Scalar Equation of Plane: x+y+z=4

[Gorby]

Homework Statement

Determine the scalar equation of the plane that contains the line of the intersection of the planes x+y+z=4 and y+z=2, if the plane is two units from the origin.

Homework Equations

direction of intersecting line is M = N₁ × N₁

The Attempt at a Solution

Let y= 0, find a POI of two planes
x=2, z=2
Therefore one POI is (2,0,2)
Direction of Line is M = N₁ × N₁ = [1,1,1] × [0,1,1]


Would there not be multiple solutions to this problem because there are multiple of planes that can be rotated around the line of intersection that are all two units from the origin?

 

[LCKurtz]

Homework Statement

Determine the scalar equation of the plane that contains the line of the intersection of the planes x+y+z=4 and y+z=2, if the plane is two units from the origin.

Homework Equations

direction of intersecting line is M = N₁ × N₁

The Attempt at a Solution

Let y= 0, find a POI of two planes
x=2, z=2
Therefore one POI is (2,0,2)
Direction of Line is M = N₁ × N₁ = [1,1,1] × [0,1,1]


Would there not be multiple solutions to this problem because there are multiple of planes that can be rotated around the line of intersection that are all two units from the origin?

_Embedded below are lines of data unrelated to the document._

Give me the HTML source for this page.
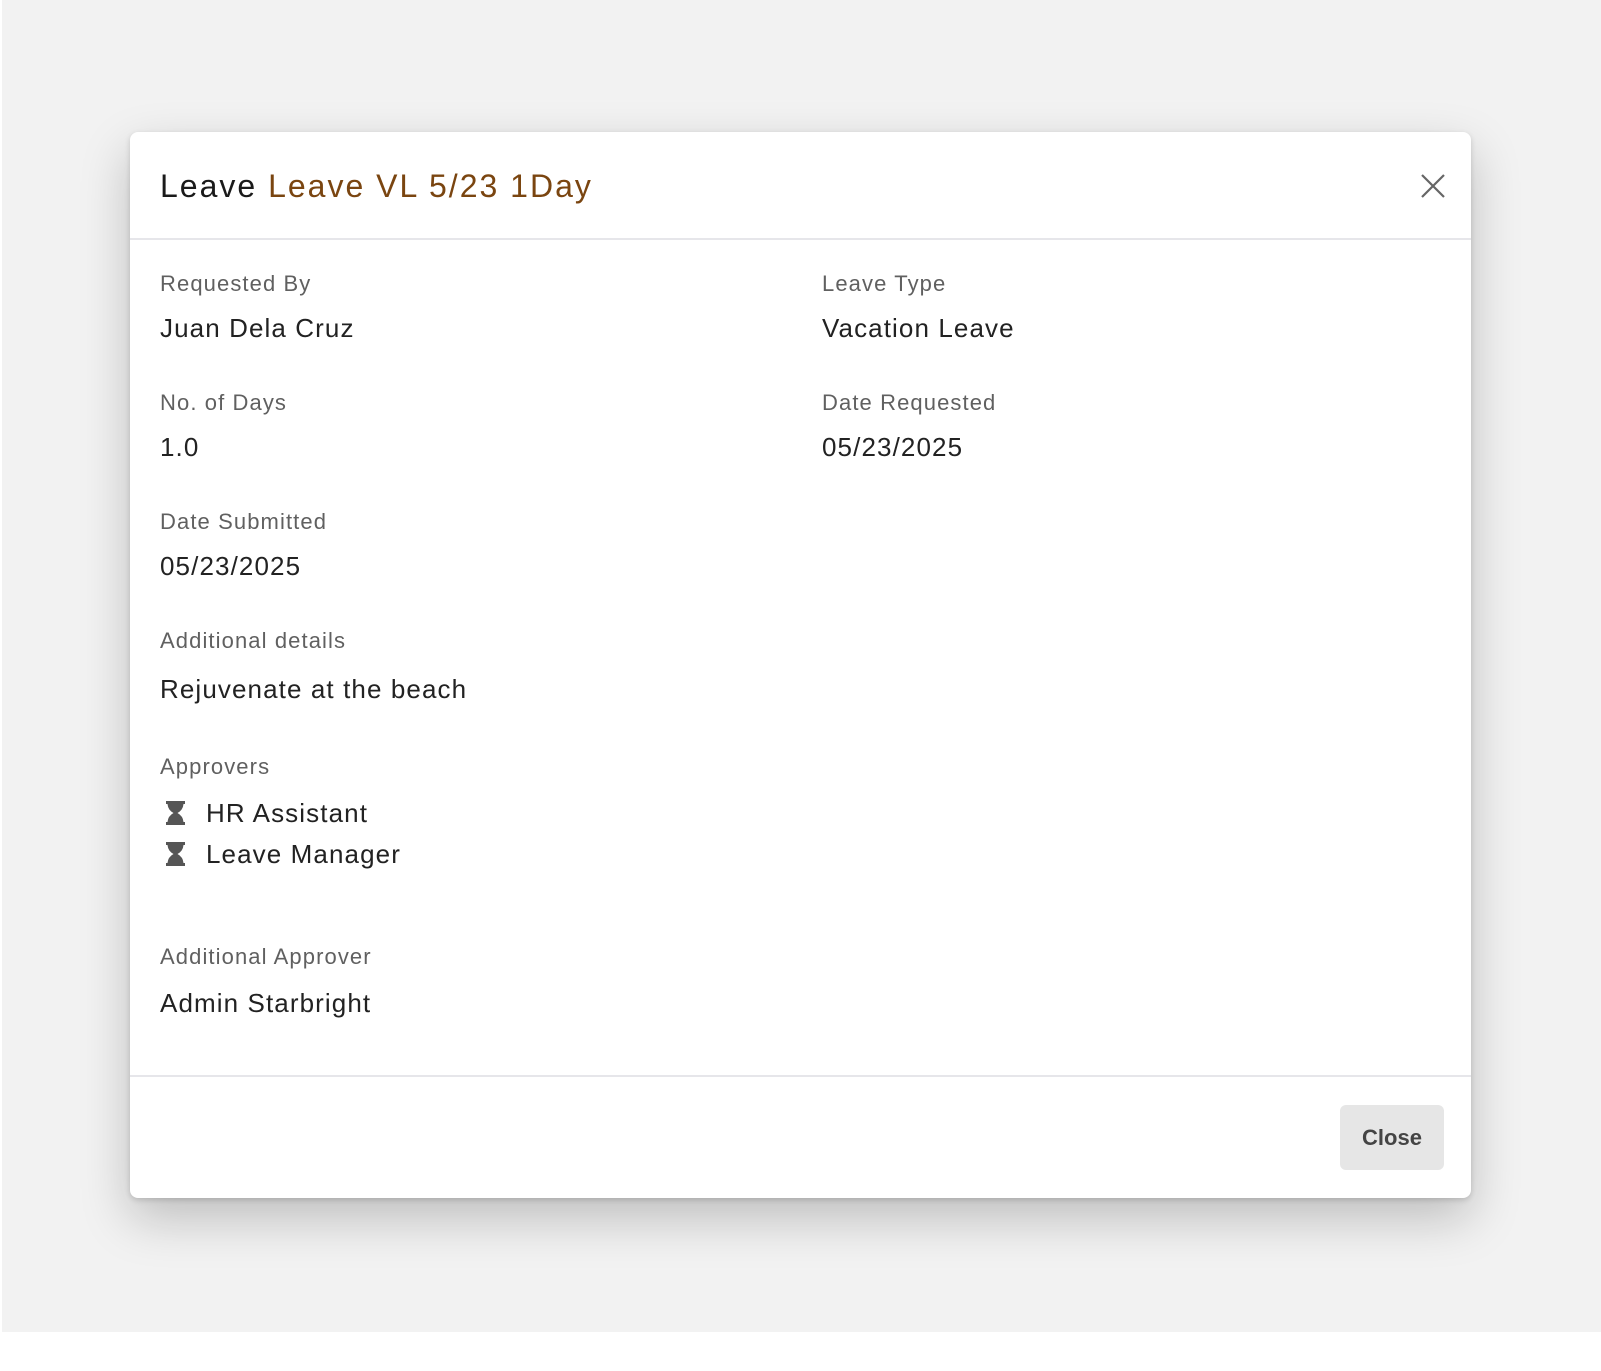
<!DOCTYPE html>
<html><head><meta charset="utf-8"><style>
*{margin:0;padding:0;box-sizing:border-box}
body{width:1601px;height:1371px;background:#fff;position:relative;overflow:hidden;font-family:"Liberation Sans",sans-serif}
.bg{position:absolute;left:2px;top:0;width:1599px;height:1332px;background:#f2f2f2}
.modal{position:absolute;left:130px;top:132px;width:1341px;height:1066px;background:#fff;border-radius:8px;box-shadow:0 20px 50px rgba(0,0,0,.22),0 2px 6px rgba(0,0,0,.15)}
.t{position:absolute;white-space:nowrap;line-height:1;transform:translateY(-50%)}
.lab{font-size:22px;color:#606060;letter-spacing:1.1px}
.val{font-size:26px;color:#222;letter-spacing:1.1px}
.hr{position:absolute;left:0;width:100%;height:2px;background:#e6e6ea}
.btn{position:absolute;left:1210px;top:973px;width:104px;height:65px;background:#e6e6e6;border-radius:6px;font-size:22px;font-weight:bold;color:#444;display:flex;align-items:center;justify-content:center}
</style></head><body>
<div class="bg"></div>
<div class="modal">
<div class="t" style="left:30px;top:54px;font-size:32px;color:#1a1a1a;letter-spacing:2px">Leave <span style="color:#7a4510">Leave VL 5/23 1Day</span></div>
<svg style="position:absolute;left:1290px;top:41px" width="26" height="26" viewBox="0 0 26 26"><path d="M2 2L24 24M24 2L2 24" stroke="#666" stroke-width="2.2"/></svg>
<div class="hr" style="top:106px"></div>
<div class="t lab" style="left:30px;top:152px">Requested By</div>
<div class="t val" style="left:30px;top:196px">Juan Dela Cruz</div>
<div class="t lab" style="left:692px;top:152px">Leave Type</div>
<div class="t val" style="left:692px;top:196px">Vacation Leave</div>
<div class="t lab" style="left:30px;top:271px">No. of Days</div>
<div class="t val" style="left:30px;top:315px">1.0</div>
<div class="t lab" style="left:692px;top:271px">Date Requested</div>
<div class="t val" style="left:692px;top:315px">05/23/2025</div>
<div class="t lab" style="left:30px;top:390px">Date Submitted</div>
<div class="t val" style="left:30px;top:434px">05/23/2025</div>
<div class="t lab" style="left:30px;top:509px">Additional details</div>
<div class="t val" style="left:30px;top:557px">Rejuvenate at the beach</div>
<div class="t lab" style="left:30px;top:635px">Approvers</div>
<svg style="position:absolute;left:35px;top:669px" width="21" height="24" viewBox="0 0 21 24"><path d="M1 0H20V3H18.5Q18 9 12.5 12Q18 15 18.5 21H20V24H1V21H2.5Q3 15 8.5 12Q3 9 2.5 3H1Z" fill="#555"/></svg>
<div class="t val" style="left:76px;top:681px">HR Assistant</div>
<svg style="position:absolute;left:35px;top:710px" width="21" height="24" viewBox="0 0 21 24"><path d="M1 0H20V3H18.5Q18 9 12.5 12Q18 15 18.5 21H20V24H1V21H2.5Q3 15 8.5 12Q3 9 2.5 3H1Z" fill="#555"/></svg>
<div class="t val" style="left:76px;top:722px">Leave Manager</div>
<div class="t lab" style="left:30px;top:825px">Additional Approver</div>
<div class="t val" style="left:30px;top:871px">Admin Starbright</div>
<div class="hr" style="top:943px"></div>
<div class="btn">Close</div>
</div>
</body></html>
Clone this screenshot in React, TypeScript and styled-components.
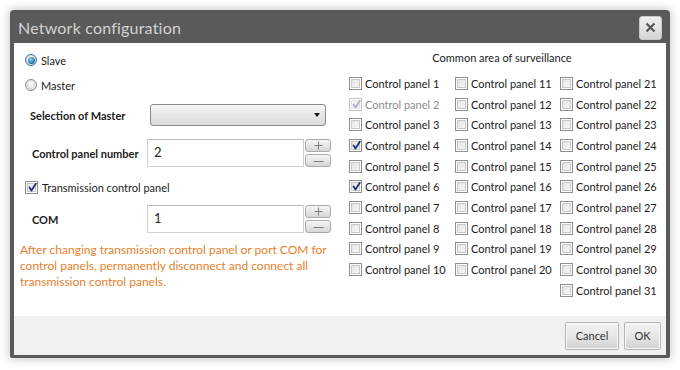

If by "multiple of planes" you mean as many as two I think I would agree. They would have to be tangent to a sphere of radius two around the origin.

 

[Gorby]

How would I find the scalar equations of those planes?

 

[LCKurtz]

Homework Statement

Determine the scalar equation of the plane that contains the line of the intersection of the planes x+y+z=4 and y+z=2, if the plane is two units from the origin.

Homework Equations

direction of intersecting line is M = N₁ × N₁

The Attempt at a Solution

Let y= 0, find a POI of two planes
x=2, z=2
Therefore one POI is (2,0,2)
Direction of Line is M = N₁ × N₁ = [1,1,1] × [0,1,1]

So M = ?? Don't expect us to do the work for you.

If by "multiple of planes" you mean as many as two I think I would agree. They would have to be tangent to a sphere of radius two around the origin.

How would I find the scalar equations of those planes?

Well, once you know M, you know the normal vector to those planes must be perpendicular to M. So what must the normals look like? Once you know that you can use the normals and the point (2,0,2) to write their equations.